Organized education had finally run its course in my life when my system of underachievement failed catastrophically in graduate school, and in a last gasp for air, went down in flames in law school. It turns out that the higher levels of education require a pretty serious amount of effort. In a continuation of this lack of overall effort, I had fallen into place in the work force taking a position at the company where my Dad works and working with him pretty much every day. I had finally pressed the Reset To Factory Settings button on my life, aside from the minor detail of the astronomical debt I owed for school.

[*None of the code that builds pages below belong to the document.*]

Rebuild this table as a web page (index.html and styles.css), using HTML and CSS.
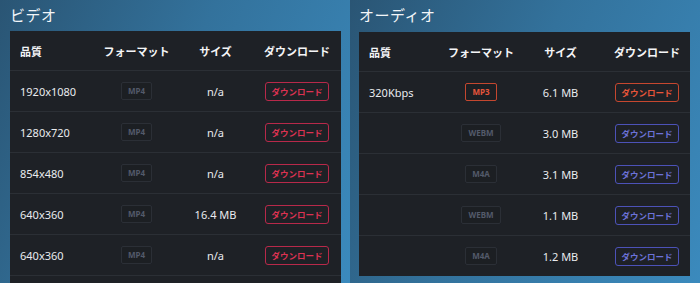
FILE: index.html
```html
<!DOCTYPE html>
<html lang="ja">
<head>
<meta charset="utf-8">
<link rel="stylesheet" href="styles.css">
</head>
<body>
<div class="page">
  <section class="col col-video">
    <h2 class="title">ビデオ</h2>
    <div class="panel">
      <div class="row head">
        <div class="c1">品質</div><div class="c">フォーマット</div><div class="c">サイズ</div><div class="c">ダウンロード</div>
      </div>
      <div class="row">
        <div class="c1">1920x1080</div><div class="c"><span class="badge">MP4</span></div><div class="c">n/a</div><div class="c"><span class="btn red">ダウンロード</span></div>
      </div>
      <div class="row">
        <div class="c1">1280x720</div><div class="c"><span class="badge">MP4</span></div><div class="c">n/a</div><div class="c"><span class="btn red">ダウンロード</span></div>
      </div>
      <div class="row">
        <div class="c1">854x480</div><div class="c"><span class="badge">MP4</span></div><div class="c">n/a</div><div class="c"><span class="btn red">ダウンロード</span></div>
      </div>
      <div class="row">
        <div class="c1">640x360</div><div class="c"><span class="badge">MP4</span></div><div class="c">16.4 MB</div><div class="c"><span class="btn red">ダウンロード</span></div>
      </div>
      <div class="row">
        <div class="c1">640x360</div><div class="c"><span class="badge">MP4</span></div><div class="c">n/a</div><div class="c"><span class="btn red">ダウンロード</span></div>
      </div>
      <div class="row last"></div>
    </div>
  </section>
  <section class="col col-audio">
    <h2 class="title">オーディオ</h2>
    <div class="panel">
      <div class="row head">
        <div class="c1">品質</div><div class="c">フォーマット</div><div class="c">サイズ</div><div class="c">ダウンロード</div>
      </div>
      <div class="row">
        <div class="c1">320Kbps</div><div class="c"><span class="badge orange">MP3</span></div><div class="c">6.1 MB</div><div class="c"><span class="btn orange">ダウンロード</span></div>
      </div>
      <div class="row">
        <div class="c1"></div><div class="c"><span class="badge">WEBM</span></div><div class="c">3.0 MB</div><div class="c"><span class="btn blue">ダウンロード</span></div>
      </div>
      <div class="row">
        <div class="c1"></div><div class="c"><span class="badge">M4A</span></div><div class="c">3.1 MB</div><div class="c"><span class="btn blue">ダウンロード</span></div>
      </div>
      <div class="row">
        <div class="c1"></div><div class="c"><span class="badge">WEBM</span></div><div class="c">1.1 MB</div><div class="c"><span class="btn blue">ダウンロード</span></div>
      </div>
      <div class="row last">
        <div class="c1"></div><div class="c"><span class="badge">M4A</span></div><div class="c">1.2 MB</div><div class="c"><span class="btn blue">ダウンロード</span></div>
      </div>
    </div>
  </section>
</div>
</body>
</html>
```

FILE: styles.css
```css
html, body {
  margin: 0;
  padding: 0;
  height: 100%;
  overflow: hidden;
}
body {
  font-family: "Noto Sans", "Noto Sans CJK JP", sans-serif;
  color: #e9ebef;
}
.page {
  display: flex;
  height: 283px;
}
.col {
  width: 350px;
  box-sizing: border-box;
  background: linear-gradient(115deg, #2a5574 0%, #33729c 45%, #3b8abd 100%);
}
.col-video {
  padding: 3px 9px 0 10px;
}
.col-audio {
  padding: 3px 10px 0 9px;
}
.title {
  margin: 0 0 4px;
  height: 24px;
  line-height: 24px;
  font-size: 15px;
  font-weight: 400;
  color: #f2f5f8;
  letter-spacing: 0.5px;
}
.col-audio .title {
  margin-bottom: 5px;
}
.panel {
  background: #1e2126;
}
.row {
  display: grid;
  height: 40px;
  align-items: center;
  border-bottom: 1px solid #2b2f35;
  font-size: 11px;
}
.col-video .row {
  grid-template-columns: 85px 83px 75px 88px;
}
.col-audio .row {
  grid-template-columns: 86px 72px 87px 86px;
}
.row.head {
  height: 39px;
  font-weight: 700;
  color: #f4f5f7;
}
.row.last {
  border-bottom: none;
}
.c1 {
  padding-left: 10px;
}
.c {
  text-align: center;
}
.badge {
  display: inline-block;
  box-sizing: border-box;
  height: 18px;
  line-height: 16px;
  padding: 0 6px;
  border: 1px solid #2b2f36;
  border-radius: 2px;
  font-size: 8px;
  font-weight: 700;
  color: #535a6a;
  background: #1c1f23;
}
.badge.orange {
  border-color: #c4472f;
  color: #e6553b;
}
.btn {
  display: inline-block;
  box-sizing: border-box;
  height: 19px;
  line-height: 17px;
  padding: 0 5px;
  border: 1px solid;
  border-radius: 3px;
  font-size: 8.5px;
  font-weight: 700;
}
.btn.red {
  border-color: #b8294a;
  color: #dc3252;
}
.btn.orange {
  border-color: #c6472f;
  color: #e8553a;
}
.btn.blue {
  border-color: #4c52b8;
  color: #6c72d8;
}
```
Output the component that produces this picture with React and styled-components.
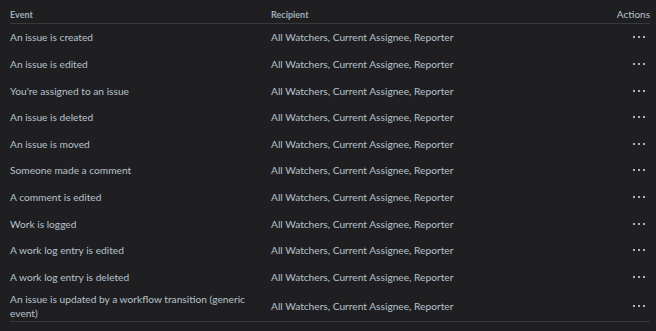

The folder in which I keep the documents pertaining to my college loans on my desktop is titled “Bottemless Pit of Misery.” These loans are an endless reminder of what I have accomplished by doing what I was told. As it turns out, I was smarter in the third grade than I was throughout the entirety of high school and college. At ten years old I took a calculated risk, choosing my free time over hours of fruitless monotony. The results of this act of defiance paid out in my favor, as I never had to complete dozens of pointless assignments, I learned to write regardless and I didn’t even have to learn cursive because for all extensive purposes it is a dead style of writing. However, several years down the road I continuously took the advice of teachers and professors to motivate myself to fill out all of those pages to nowhere and accomplish years of expensive pointless busywork.
The question remains, when, after all this education, did I finally become as smart as a third grader? When did I again start to realize that if you don’t do all that society expects, things will turn out fine? The answer is about three years ago when my whole perspective on the world and the entities that we consider “authorities” had changed. As it goes in the old tale, you don’t have to be much smarter than a third grader to realize that the Emperor isn’t wearing any clothes.
So how do I plan to apply this lesson? You’re reading it. Launching this site, the content I create, the hours I pour into this project all to demonstrate the importance of embracing personal autonomy. I have found the underlying key to self-improvement is to take back the control you have relinquished to arbitrary authority. In other words, start making your own decisions and stop listening to naked emperors.
Most of us spend too much of our time filling out pointless busy work. It’s time to put the pen down and go outside and play. And when the teacher comes to collect your unfinished work. Turn it in. You’ll be fine.